Prep baseball: Harmon leads Novato past Archie Williams
Novato High’s sophomore ace J.P. Harmon admits there’s not a lot of analytics involved in his pitching starts.
Novato High’s sophomore ace J.P. Harmon admits there’s not a lot of analytics involved in his pitching starts.
Mostly the hard-throwing right-hander relies on raw power.
Such was the case on a cool, windy Friday in San Anselmo.
Harmon scattered four hits and struck out five in a complete-game shutout as the Hornets blanked host Archie Williams 6-0 in a key MCAL baseball game as the push for postseason berths heats up.
“My mindset when I’m pitching is to not really think about anything except pounding the (catcher’s) glove,” said Harmon, who was also 3 for 3 at the plate with three runs batted in.
Novato (10-6, 7-3 MCAL), which blanked the Peregrine Falcons (8-7, 6-4) for the second time this week and also ended their six-game winning streak, are a team to be reckoned with despite last week’s two losses against first-place Redwood.
“We’re a young team,” Novato coach Jason Searle said. “We’re mostly sophomores and a lot of these guys have been playing together since youth. They like playing together and they really push each other.”
Harmon, who walked three batters in the first two innings, said he had trouble manicuring the mound to his liking at the outset.
Despite the free passes, Novato’s defense came up clutch in both the first two innings. An around-the-horn double play, started by third baseman Trevor Cleary, ended the threat in the first, and a pick-off play at second base erased the uprising in the second.
“Good defense always seems to get the offense going,” Harmon said.
Actually, the Novato offense self-started in the first sparked by leadoff batter Gio Castaing, who poked Sam Black’s first pitch up the middle for a single.
With one out, Harmon rattled a liner into the left field corner for a double and Castaing, who was going on the pitch, scored from first base.
Novato hitters played both little-ball and big-ball as the game progressed.
The second inning was all about the tiny stuff after Griffin Vorhaus led off by stinging a one-hopper off the right field fence for a double.
Jonah Koreen sacrificed Vorhaus to third with a perfect bunt and Joshua DeVore encored with another beautiful bunt on a suicide-squeeze play to drive in the second run of the game.
In the meantime, Harmon dodged back-to-back two-runners-on-base adventures in the third and fourth before finally finding his groove in the fifth.

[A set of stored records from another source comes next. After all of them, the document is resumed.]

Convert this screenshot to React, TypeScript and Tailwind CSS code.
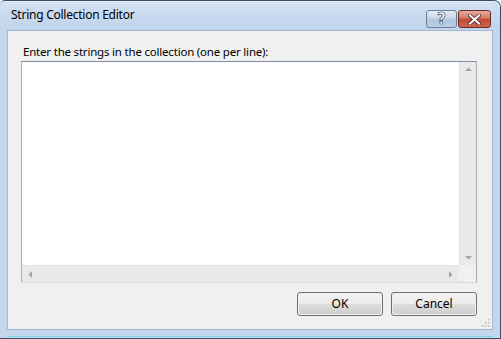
import React from "react";

function Arrow({ dir }: { dir: "up" | "down" | "left" | "right" }) {
  const pts: Record<string, string> = {
    up: "0,4 3.5,0.5 7,4",
    down: "0,0 3.5,3.5 7,0",
    left: "4,0 0.5,3.5 4,7",
    right: "0,0 3.5,3.5 0,7",
  };
  const horiz = dir === "left" || dir === "right";
  return (
    <svg width={horiz ? 4 : 7} height={horiz ? 7 : 4} viewBox={horiz ? "0 0 4 7" : "0 0 7 4"}>
      <polygon points={pts[dir]} fill="#a3a3a3" />
    </svg>
  );
}

function Btn({ label }: { label: string }) {
  return (
    <div className="w-[86px] h-[24px] rounded-[3px] border border-[#707070] p-px">
      <div className="h-full w-full rounded-[2px] flex items-center justify-center text-[12px] text-black bg-[linear-gradient(to_bottom,#f2f2f2_0%,#ebebeb_50%,#dddddd_50%,#cfcfcf_100%)]">
        {label}
      </div>
    </div>
  );
}

export default function App() {
  return (
    <div
      className="w-[501px] h-[339px] bg-[#c3d6ee] border-t border-r border-b border-[#3f4f63] rounded-tr-[7px] rounded-tl-[5px] flex flex-col overflow-hidden"
      style={{ fontFamily: '"Noto Sans", "Open Sans", sans-serif' }}
    >
      {/* title bar */}
      <div className="h-[29px] flex items-start bg-[linear-gradient(to_bottom,#d5e3f4_0%,#c6d9ef_50%,#c0d4ed_100%)] border-t border-[#e4eefa]">
        <div className="pl-[11px] pt-[5px] text-[12px] tracking-[-0.25px] text-black leading-[16px]">String Collection Editor</div>
        <div className="ml-auto mr-[9px] mt-[8px] flex gap-[1px]">
          <div className="w-[31px] h-[18px] rounded-[3px] border border-[#6f7f95] bg-[linear-gradient(to_bottom,#e3ebf5_0%,#cad8ea_45%,#b1c5de_50%,#bccfe6_100%)] flex items-center justify-center">
            <span className="text-[15px] font-bold leading-none text-white" style={{ WebkitTextStroke: "0.7px #4c5a6c", fontFamily: '"DejaVu Sans", sans-serif' }}>?</span>
          </div>
          <div className="w-[33px] h-[18px] rounded-[3px] border border-[#6a2b26] bg-[linear-gradient(to_bottom,#e9a99a_0%,#d5796a_45%,#c24935_50%,#d0644d_100%)] flex items-center justify-center">
            <svg width="13" height="11" viewBox="0 0 13 11">
              <path d="M2 1.5 L11 9.5 M11 1.5 L2 9.5" stroke="#4a2a2a" strokeWidth="3.6" strokeLinecap="square" />
              <path d="M2 1.5 L11 9.5 M11 1.5 L2 9.5" stroke="#ffffff" strokeWidth="2" strokeLinecap="square" />
            </svg>
          </div>
        </div>
      </div>
      {/* body */}
      <div className="flex-1 flex flex-col pl-[7px] pr-[7px] pb-[1px]">
        <div className="h-[300px] border border-[#a4b7cf] bg-[#f0f0f0] flex flex-col relative">
          <div className="pl-[15px] pt-[13px] text-[11.5px] tracking-[-0.2px] leading-[16px] text-black">
            Enter the strings in the collection (one per line):
          </div>
          <div className="ml-[13px] mt-[1px] w-[456px] h-[222px] border border-[#abadb3] border-t-[#7b8ea6] border-b-[#cfdbe8] bg-white flex flex-col">
            <div className="flex-1 flex">
              <div className="flex-1" />
              <div className="w-[17px] bg-[#eaeaea] border-l border-[#e3e3e3] flex flex-col items-center justify-between py-[5px]">
                <Arrow dir="up" />
                <Arrow dir="down" />
              </div>
            </div>
            <div className="h-[17px] flex">
              <div className="flex-1 bg-[#eaeaea] border-t border-[#e3e3e3] flex items-center justify-between px-[6px]">
                <Arrow dir="left" />
                <Arrow dir="right" />
              </div>
              <div className="w-[17px] bg-[#f0f0f0]" />
            </div>
          </div>
          <div className="mt-[9px] mr-[15px] flex justify-end gap-[8px]">
            <Btn label="OK" />
            <Btn label="Cancel" />
          </div>
          <svg className="absolute right-[2px] bottom-[2px]" width="9" height="9" viewBox="0 0 9 9">
            {[
              [7, 1],
              [7, 4],
              [4, 4],
              [7, 7],
              [4, 7],
              [1, 7],
            ].map(([x, y], i) => (
              <rect key={i} x={x} y={y} width="1.5" height="1.5" fill="#b8b8b8" />
            ))}
          </svg>
        </div>
        <div className="h-px bg-[#7fd3ec] mt-[6px]" />
      </div>
    </div>
  );
}
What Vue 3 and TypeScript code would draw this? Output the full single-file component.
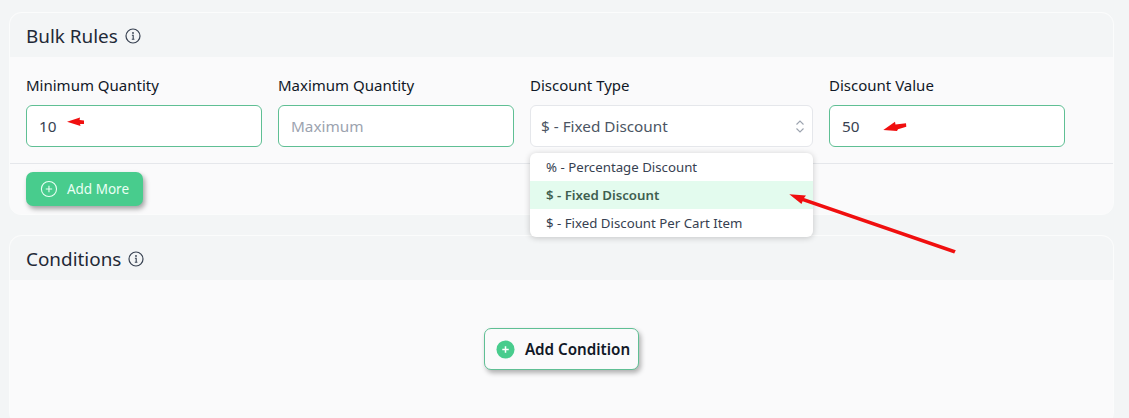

He retired six of the next eight batters and never allowed a baserunner beyond second base.
“I liked my fastball today,” Harmon said. “It was a lively fastball.”
Leading 3-0 in the sixth, Novato plugged into a power surge against Archie Williams’ relief pitcher Peter Irwin, who struck out four of the first five batters he faced.
But with two outs in the sixth, Castaing legged out an infield hit.
Cohen Garcia stepped to the plate and crushed Irwin’s first pitch far over the left-field fence directly into a fierce blowing wind for a two-run homer.
Fittingly enough, Harmon finished what he started by driving in Novato’s final run with another homer over the left-field fence.
“I wasn’t even thinking about back-to-back homers,” Harmon said. “Both the double and the home run I hit were on low sliders. But I was just trying to hit the ball to the right side and get something going.”
Harmon took care of business in the final inning, shrugging off Arlo Maury’s one-out single to close out the victory with a strikeout and a ground out.
“J.P. is a man on fire right now,” Searle said. “He’s been hitting unbelievably lately. He’s a really good two-way player.”
Designated hitter Miki Accomazzo had two of the Falcons’ four singles.